D’appauvrissement existentiel en appauvrissement ontologique, il semble que le monde dont parle Michael Fœssel n’ait plus grand-chose d’humain. L’une des pages les plus révélatrices de son livre en fait d’une certaine manière l’aveu. Dans l’un des intermèdes qui ponctuent agréablement l’essai, Michael Fœssel évoque le film de Lars von Trier intitulé Melancolia (2011) qui, comme l’on sait, représente la fin du monde telle qu’elle est vécue par une famille déchirée qui trouve l’occasion, quelques secondes avant la collision fatale avec un astre errant, de se réconcilier. Sous l’abri fragile que leur offre une "cabane magique" construite pour rassurer le jeune enfant de la famille, les mains des personnages se joignent, l’amour qui les lie s’exprime enfin pleinement et trouve la possibilité de s’inscrire dans le réel pour la première fois.
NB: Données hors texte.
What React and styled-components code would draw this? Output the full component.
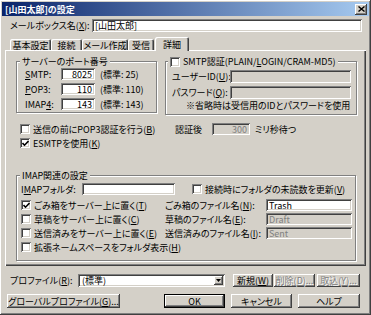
import React from 'react';
import styled, {createGlobalStyle, css} from 'styled-components';

const face = '#d4d0c8';

const GlobalStyle = createGlobalStyle`
	html, body {
		margin: 0;
		padding: 0;
		background: ${face};
	}
	body {
		font-family: "Noto Sans CJK JP", "Noto Sans", sans-serif;
		font-size: 9px;
		font-feature-settings: "palt";
		color: #000;
	}
	* {
		box-sizing: border-box;
	}
`;

const raised = css`
	box-shadow: inset -1px -1px #404040, inset 1px 1px #fff, inset -2px -2px #808080, inset 2px 2px ${face};
`;

const sunken = css`
	box-shadow: inset 1px 1px #808080, inset -1px -1px #fff, inset 2px 2px #404040, inset -2px -2px ${face};
`;

const Window = styled.div`
	width: 371px;
	height: 315px;
	padding: 2px;
	background: ${face};
	${raised}
	display: flex;
	flex-direction: column;
	line-height: 1;
`;

const TitleBar = styled.div`
	height: 14px;
	display: flex;
	align-items: center;
	padding: 0 2px 0 3px;
	background: linear-gradient(to right, #0a246a, #a6caf0);
	color: #fff;
	font-weight: bold;
`;

const CloseButton = styled.div`
	margin-left: auto;
	width: 12px;
	height: 11px;
	background: ${face};
	${raised}
	display: flex;
	align-items: center;
	justify-content: center;
`;

const Body = styled.div`
	padding: 0 3px;
	display: flex;
	flex-direction: column;
`;

const Row = styled.div`
	display: flex;
	align-items: center;
	height: ${p => p.$h || 12}px;
	margin-top: ${p => p.$mt || 0}px;
	margin-left: ${p => p.$ml || 0}px;
	flex-shrink: 0;
`;

const Label = styled.span`
	width: ${p => (p.$w ? `${p.$w}px` : 'auto')};
	margin-left: ${p => p.$ml || 0}px;
	white-space: nowrap;
	flex-shrink: 0;
`;

const TextBox = styled.div`
	width: ${p => p.$w}px;
	height: ${p => p.$h || 12}px;
	${sunken}
	background: ${p => (p.$disabled ? face : '#fff')};
	color: ${p => (p.$disabled ? '#808080' : '#000')};
	display: flex;
	align-items: center;
	justify-content: ${p => (p.$right ? 'flex-end' : 'flex-start')};
	padding: 0 3px;
	white-space: nowrap;
	flex-shrink: 0;
`;

const TabStrip = styled.div`
	display: flex;
	align-items: flex-end;
	height: 13px;
	margin-top: 5px;
	padding-left: 5px;
	position: relative;
	z-index: 1;
`;

const Tab = styled.div`
	width: ${p => p.$w}px;
	height: ${p => (p.$active ? 14 : 11)}px;
	margin-bottom: ${p => (p.$active ? -1 : 0)}px;
	margin-left: ${p => (p.$active ? 1 : 0)}px;
	background: ${face};
	border-radius: 2px 2px 0 0;
	box-shadow: inset 1px 1px #fff, inset -1px 0 #404040, inset -2px 0 #808080;
	display: flex;
	justify-content: center;
	padding-top: ${p => (p.$active ? 3 : 2)}px;
	white-space: nowrap;
`;

const Panel = styled.div`
	height: 216px;
	padding: 11px 0 0 11px;
	box-shadow: inset 1px 1px #fff, inset -1px -1px #404040, inset -2px -2px #808080;
	display: flex;
	flex-direction: column;
`;

const GroupPair = styled.div`
	display: flex;
	align-items: flex-start;
	gap: 8px;
	height: 54px;
`;

const Group = styled.div`
	position: relative;
	width: ${p => p.$w}px;
	height: ${p => p.$h}px;
	margin-top: ${p => p.$mt || 0}px;
	padding: ${p => p.$pad};
	border: 1px solid #808080;
	box-shadow: 1px 1px #fff, inset 1px 1px #fff;
	display: flex;
	flex-direction: column;
	flex-shrink: 0;
`;

const Legend = styled.div`
	position: absolute;
	top: -6px;
	left: ${p => p.$left || 3}px;
	height: 11px;
	padding: 0 2px;
	background: ${face};
	display: flex;
	align-items: center;
	gap: 3px;
	white-space: nowrap;
`;

const Box = styled.span`
	width: 10px;
	height: 10px;
	background: #fff;
	${sunken}
	display: inline-flex;
	align-items: center;
	justify-content: center;
	flex-shrink: 0;
`;

const Note = styled.div`
	height: 10px;
	margin: 2px 0 0 14px;
	white-space: nowrap;
`;

const Column = styled.div`
	width: ${p => p.$w}px;
	display: flex;
	align-items: center;
	gap: 3px;
	flex-shrink: 0;
	white-space: nowrap;
`;

const Button = styled.div`
	width: ${p => p.$w}px;
	height: ${p => p.$h || 14}px;
	margin-left: ${p => p.$ml || 0}px;
	background: ${face};
	${raised}
	border: ${p => (p.$default ? '1px solid #000' : 'none')};
	color: ${p => (p.$disabled ? '#808080' : '#000')};
	text-shadow: ${p => (p.$disabled ? '1px 1px #fff' : 'none')};
	display: flex;
	align-items: center;
	justify-content: center;
	white-space: nowrap;
	flex-shrink: 0;
`;

const Combo = styled.div`
	width: ${p => p.$w}px;
	height: 13px;
	${sunken}
	background: #fff;
	display: flex;
	align-items: center;
	padding: 2px;
	flex-shrink: 0;
`;

const ComboText = styled.span`
	flex: 1;
	padding-left: 2px;
`;

const ComboArrow = styled.span`
	width: 9px;
	height: 9px;
	background: ${face};
	${raised}
	display: flex;
	align-items: center;
	justify-content: center;
`;

function Check({checked}) {
	return (
		<Box>
			{checked && (
				<svg width="7" height="7" viewBox="0 0 7 7">
					<path d="M0.5 3 L2.5 5.2 L6.5 1" fill="none" stroke="#000" strokeWidth="1.6" />
				</svg>
			)}
		</Box>
	);
}

function CheckItem({checked, children}) {
	return (
		<>
			<Check checked={checked} />
			<span>{children}</span>
		</>
	);
}

export default function App() {
	return (
		<>
			<GlobalStyle />
			<Window>
				<TitleBar>
					<span>[山田太郎]の設定</span>
					<CloseButton>
						<svg width="7" height="6" viewBox="0 0 7 6">
							<path d="M0.5 0.5 L6.5 5.5 M6.5 0.5 L0.5 5.5" stroke="#000" strokeWidth="1.4" />
						</svg>
					</CloseButton>
				</TitleBar>
				<Body>
					<Row $h={13} $mt={3} $ml={5}>
						<Label $w={82}>メールボックス名(<u>X</u>):</Label>
						<TextBox $w={270} $h={13}>[山田太郎]</TextBox>
					</Row>

					<TabStrip>
						<Tab $w={41}>基本設定</Tab>
						<Tab $w={31}>接続</Tab>
						<Tab $w={46}>メール作成</Tab>
						<Tab $w={26}>受信</Tab>
						<Tab $w={34} $active>詳細</Tab>
					</TabStrip>

					<Panel>
						<GroupPair>
							<Group $w={141} $h={52} $pad="6px 0 0 8px">
								<Legend>サーバーのポート番号</Legend>
								<Row>
									<Label $w={36}><u>S</u>MTP:</Label>
									<TextBox $w={34} $right>8025</TextBox>
									<Label $ml={5}>(標準: 25)</Label>
								</Row>
								<Row $mt={3}>
									<Label $w={36}><u>P</u>OP3:</Label>
									<TextBox $w={34} $right>110</TextBox>
									<Label $ml={5}>(標準: 110)</Label>
								</Row>
								<Row $mt={3}>
									<Label $w={36}>IMAP<u>4</u>:</Label>
									<TextBox $w={34} $right>143</TextBox>
									<Label $ml={5}>(標準: 143)</Label>
								</Row>
							</Group>

							<Group $w={192} $h={54} $pad="8px 0 0 6px">
								<Legend $left={2}>
									<CheckItem>SMTP認証(PLAIN/<u>L</u>OGIN/CRAM-MD5)</CheckItem>
								</Legend>
								<Row $h={13}>
									<Label $w={58}>ユーザーID(<u>U</u>):</Label>
									<TextBox $w={121} $h={13} $disabled />
								</Row>
								<Row $h={13} $mt={3}>
									<Label $w={58}>パスワード(<u>Q</u>):</Label>
									<TextBox $w={121} $h={13} $disabled />
								</Row>
								<Note>※省略時は受信用のIDとパスワードを使用</Note>
							</Group>
						</GroupPair>

						<Row $mt={8} $ml={4}>
							<Column $w={155}>
								<CheckItem>送信の前にPOP3認証を行う(<u>B</u>)</CheckItem>
							</Column>
							<Label $w={37}>認証後</Label>
							<TextBox $w={38} $right $disabled>300</TextBox>
							<Label $ml={5}>ミリ秒待つ</Label>
						</Row>
						<Row $mt={2} $ml={4}>
							<Column $w={155}>
								<CheckItem checked>ESMTPを使用(<u>K</u>)</CheckItem>
							</Column>
						</Row>

						<Group $w={340} $h={86} $mt={26} $pad="7px 0 0 4px">
							<Legend>IMAP関連の設定</Legend>
							<Row>
								<Label $w={61}>I<u>M</u>APフォルダ:</Label>
								<TextBox $w={93} />
								<Column $w={160} style={{marginLeft: 17}}>
									<CheckItem>接続時にフォルダの未読数を更新(<u>V</u>)</CheckItem>
								</Column>
							</Row>
							<Row $h={14} $mt={3}>
								<Column $w={144}>
									<CheckItem checked>ごみ箱をサーバー上に置く(<u>T</u>)</CheckItem>
								</Column>
								<Label $w={101}>ごみ箱のファイル名(<u>N</u>):</Label>
								<TextBox $w={86}>Trash</TextBox>
							</Row>
							<Row $h={14}>
								<Column $w={144}>
									<CheckItem>草稿をサーバー上に置く(<u>C</u>)</CheckItem>
								</Column>
								<Label $w={101}>草稿のファイル名(<u>E</u>):</Label>
								<TextBox $w={86} $disabled>Draft</TextBox>
							</Row>
							<Row $h={14}>
								<Column $w={144}>
									<CheckItem>送信済みをサーバー上に置く(<u>E</u>)</CheckItem>
								</Column>
								<Label $w={101}>送信済みのファイル名(<u>I</u>):</Label>
								<TextBox $w={86} $disabled>Sent</TextBox>
							</Row>
							<Row $h={14}>
								<Column $w={200}>
									<CheckItem>拡張ネームスペースをフォルダ表示(<u>H</u>)</CheckItem>
								</Column>
							</Row>
						</Group>
					</Panel>

					<Row $h={13} $mt={8} $ml={5}>
						<Label $w={68}>プロファイル(<u>R</u>):</Label>
						<Combo $w={147}>
							<ComboText>(標準)</ComboText>
							<ComboArrow>
								<svg width="5" height="3" viewBox="0 0 5 3">
									<path d="M0 0 H5 L2.5 3 Z" fill="#000" />
								</svg>
							</ComboArrow>
						</Combo>
						<Button $w={40} $h={13} $ml={8}>新規(<u>W</u>)</Button>
						<Button $w={41} $h={13} $ml={1} $disabled>削除(D)...</Button>
						<Button $w={43} $h={13} $ml={2} $disabled>取込(Y)...</Button>
					</Row>

					<Row $h={14} $mt={7} $ml={2}>
						<Button $w={113}>グローバルプロファイル(<u>G</u>)...</Button>
						<Button $w={61} $ml={44} $default>OK</Button>
						<Button $w={61} $ml={6}>キャンセル</Button>
						<Button $w={62} $ml={6}>ヘルプ</Button>
					</Row>
				</Body>
			</Window>
		</>
	);
}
Aussi dérisoire que puisse être la protection qu’offre cette cabane, "elle est pourtant l’occasion", écrit Michael Fœsssel, "de la seule image pacifiée du film : celle d’un véritable monde"   .

De ce monde est exclu tout ce qui fait le réel de l’existence des hommes. La Terre qui se trouve sous leurs pieds a beau soutenir leur corps transi par l’angoisse de la fin du monde, tout se passe comme si elle n’avait jamais existé, tout se passe comme si elle n’avait jamais compté pour rien dans la détermination même de leur existence comme habitants du monde. La communauté que forment ces trois êtres promis à une mort certaine a beau être plongée dans le dénuement le plus inhumain que l’on puisse imaginer, à l’écart de tout et de tous, elle suffit néanmoins, à en croire l’auteur, à "faire monde". Décidément, il en faut bien peu pour faire un monde.